REQUIREMENT – Find how many lines hold the word "with". Give only the number.

::::::::::

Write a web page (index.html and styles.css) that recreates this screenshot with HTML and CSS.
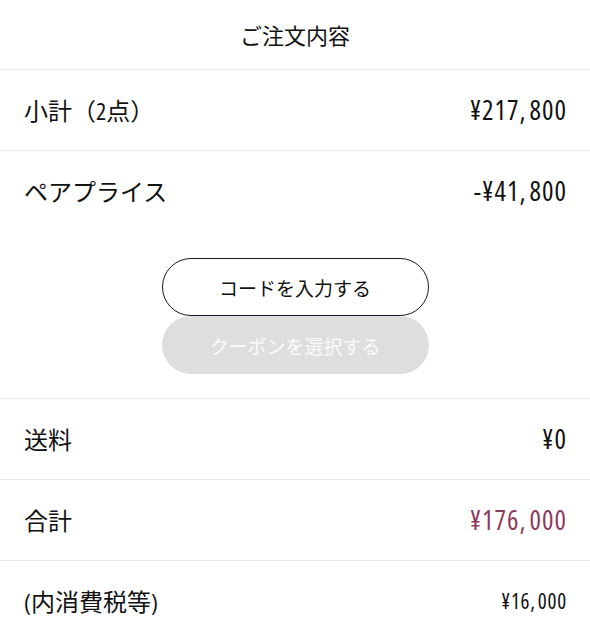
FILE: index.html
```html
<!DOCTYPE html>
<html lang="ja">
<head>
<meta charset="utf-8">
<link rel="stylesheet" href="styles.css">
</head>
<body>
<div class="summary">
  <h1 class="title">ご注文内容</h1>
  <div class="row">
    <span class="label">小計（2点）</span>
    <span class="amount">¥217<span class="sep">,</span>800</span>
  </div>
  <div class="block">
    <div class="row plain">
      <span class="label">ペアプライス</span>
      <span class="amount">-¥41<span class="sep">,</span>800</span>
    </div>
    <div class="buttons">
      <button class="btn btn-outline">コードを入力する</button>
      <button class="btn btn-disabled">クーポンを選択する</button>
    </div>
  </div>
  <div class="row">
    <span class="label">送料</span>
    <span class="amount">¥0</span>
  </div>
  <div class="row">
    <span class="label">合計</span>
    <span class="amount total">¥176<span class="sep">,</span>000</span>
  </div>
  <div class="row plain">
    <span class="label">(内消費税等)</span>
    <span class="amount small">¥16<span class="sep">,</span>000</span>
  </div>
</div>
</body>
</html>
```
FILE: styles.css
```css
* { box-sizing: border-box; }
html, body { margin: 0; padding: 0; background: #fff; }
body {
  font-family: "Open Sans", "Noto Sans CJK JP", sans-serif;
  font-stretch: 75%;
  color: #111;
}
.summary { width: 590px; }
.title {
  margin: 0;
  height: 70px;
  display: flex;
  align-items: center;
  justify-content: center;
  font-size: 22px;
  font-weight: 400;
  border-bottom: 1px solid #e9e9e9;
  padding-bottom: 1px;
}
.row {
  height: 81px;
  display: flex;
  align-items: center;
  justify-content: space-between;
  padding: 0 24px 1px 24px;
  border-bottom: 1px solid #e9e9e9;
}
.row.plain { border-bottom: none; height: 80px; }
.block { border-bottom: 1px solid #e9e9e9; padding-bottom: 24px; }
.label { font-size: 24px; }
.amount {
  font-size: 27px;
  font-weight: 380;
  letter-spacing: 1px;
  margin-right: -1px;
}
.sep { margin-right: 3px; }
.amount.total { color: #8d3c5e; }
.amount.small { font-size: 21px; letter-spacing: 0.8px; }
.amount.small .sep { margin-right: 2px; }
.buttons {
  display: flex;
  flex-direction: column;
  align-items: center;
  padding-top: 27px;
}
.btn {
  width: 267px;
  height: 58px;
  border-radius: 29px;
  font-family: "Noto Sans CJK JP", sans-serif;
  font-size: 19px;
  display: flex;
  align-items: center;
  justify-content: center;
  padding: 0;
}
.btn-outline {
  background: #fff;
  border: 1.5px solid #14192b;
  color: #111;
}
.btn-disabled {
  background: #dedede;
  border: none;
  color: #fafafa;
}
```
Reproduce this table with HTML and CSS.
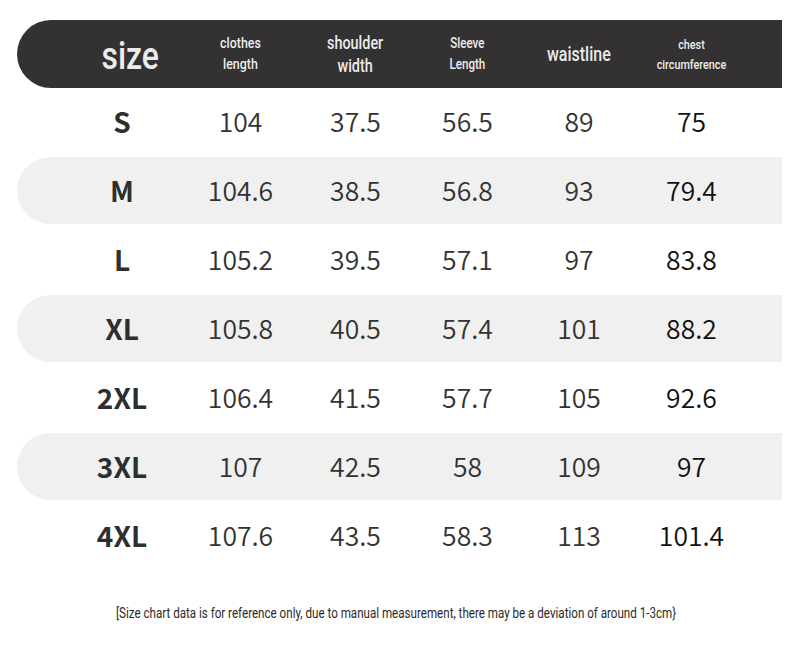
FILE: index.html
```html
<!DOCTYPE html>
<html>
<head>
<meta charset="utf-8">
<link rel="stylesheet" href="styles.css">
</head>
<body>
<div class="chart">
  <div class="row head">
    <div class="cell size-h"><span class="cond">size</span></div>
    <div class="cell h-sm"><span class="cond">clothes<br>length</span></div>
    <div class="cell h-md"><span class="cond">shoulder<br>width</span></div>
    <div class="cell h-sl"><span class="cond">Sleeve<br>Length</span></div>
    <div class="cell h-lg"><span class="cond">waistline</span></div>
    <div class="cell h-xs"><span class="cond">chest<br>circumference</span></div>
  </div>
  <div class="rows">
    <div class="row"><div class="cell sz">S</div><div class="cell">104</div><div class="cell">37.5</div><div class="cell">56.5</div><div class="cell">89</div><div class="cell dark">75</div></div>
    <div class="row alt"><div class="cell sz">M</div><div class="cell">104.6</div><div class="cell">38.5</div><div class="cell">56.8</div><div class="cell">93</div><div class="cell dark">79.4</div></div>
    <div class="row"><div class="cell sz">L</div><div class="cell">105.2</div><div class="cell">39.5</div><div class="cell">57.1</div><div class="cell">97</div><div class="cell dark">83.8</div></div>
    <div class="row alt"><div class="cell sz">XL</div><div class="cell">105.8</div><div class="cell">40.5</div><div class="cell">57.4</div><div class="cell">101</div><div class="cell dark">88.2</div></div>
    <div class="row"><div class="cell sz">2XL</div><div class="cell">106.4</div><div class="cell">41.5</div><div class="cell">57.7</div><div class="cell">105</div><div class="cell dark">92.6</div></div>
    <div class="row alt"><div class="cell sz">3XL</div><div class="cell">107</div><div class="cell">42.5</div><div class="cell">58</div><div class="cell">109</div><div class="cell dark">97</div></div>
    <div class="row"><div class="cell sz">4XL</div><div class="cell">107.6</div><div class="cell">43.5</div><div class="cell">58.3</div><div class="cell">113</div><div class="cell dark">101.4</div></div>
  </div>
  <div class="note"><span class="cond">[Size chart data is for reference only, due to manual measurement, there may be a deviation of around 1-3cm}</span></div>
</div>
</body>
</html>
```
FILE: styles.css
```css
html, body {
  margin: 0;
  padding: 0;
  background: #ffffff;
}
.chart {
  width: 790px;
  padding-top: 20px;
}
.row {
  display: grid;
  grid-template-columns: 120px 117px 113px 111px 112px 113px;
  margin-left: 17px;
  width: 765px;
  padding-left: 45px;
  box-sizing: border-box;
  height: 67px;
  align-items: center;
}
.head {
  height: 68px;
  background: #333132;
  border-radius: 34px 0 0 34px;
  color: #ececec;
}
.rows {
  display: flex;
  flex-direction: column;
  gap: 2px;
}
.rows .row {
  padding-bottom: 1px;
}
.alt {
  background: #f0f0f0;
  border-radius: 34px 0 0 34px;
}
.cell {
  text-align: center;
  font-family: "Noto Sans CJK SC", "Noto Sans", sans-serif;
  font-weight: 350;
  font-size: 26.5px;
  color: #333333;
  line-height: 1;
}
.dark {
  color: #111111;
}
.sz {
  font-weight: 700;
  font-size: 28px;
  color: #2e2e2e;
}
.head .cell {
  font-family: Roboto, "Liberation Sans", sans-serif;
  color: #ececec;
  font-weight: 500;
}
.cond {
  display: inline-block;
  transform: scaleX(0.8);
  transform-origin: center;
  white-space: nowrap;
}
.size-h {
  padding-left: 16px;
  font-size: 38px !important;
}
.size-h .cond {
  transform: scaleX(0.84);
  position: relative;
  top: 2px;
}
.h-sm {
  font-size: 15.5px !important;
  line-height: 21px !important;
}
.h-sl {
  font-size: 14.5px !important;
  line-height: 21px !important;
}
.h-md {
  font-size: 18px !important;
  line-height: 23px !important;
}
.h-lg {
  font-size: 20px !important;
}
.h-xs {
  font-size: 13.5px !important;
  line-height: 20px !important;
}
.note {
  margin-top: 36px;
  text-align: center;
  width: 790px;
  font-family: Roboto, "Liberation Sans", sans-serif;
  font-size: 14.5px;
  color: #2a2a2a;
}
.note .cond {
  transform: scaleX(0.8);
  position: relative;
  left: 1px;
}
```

::::::::::

RESULT – 2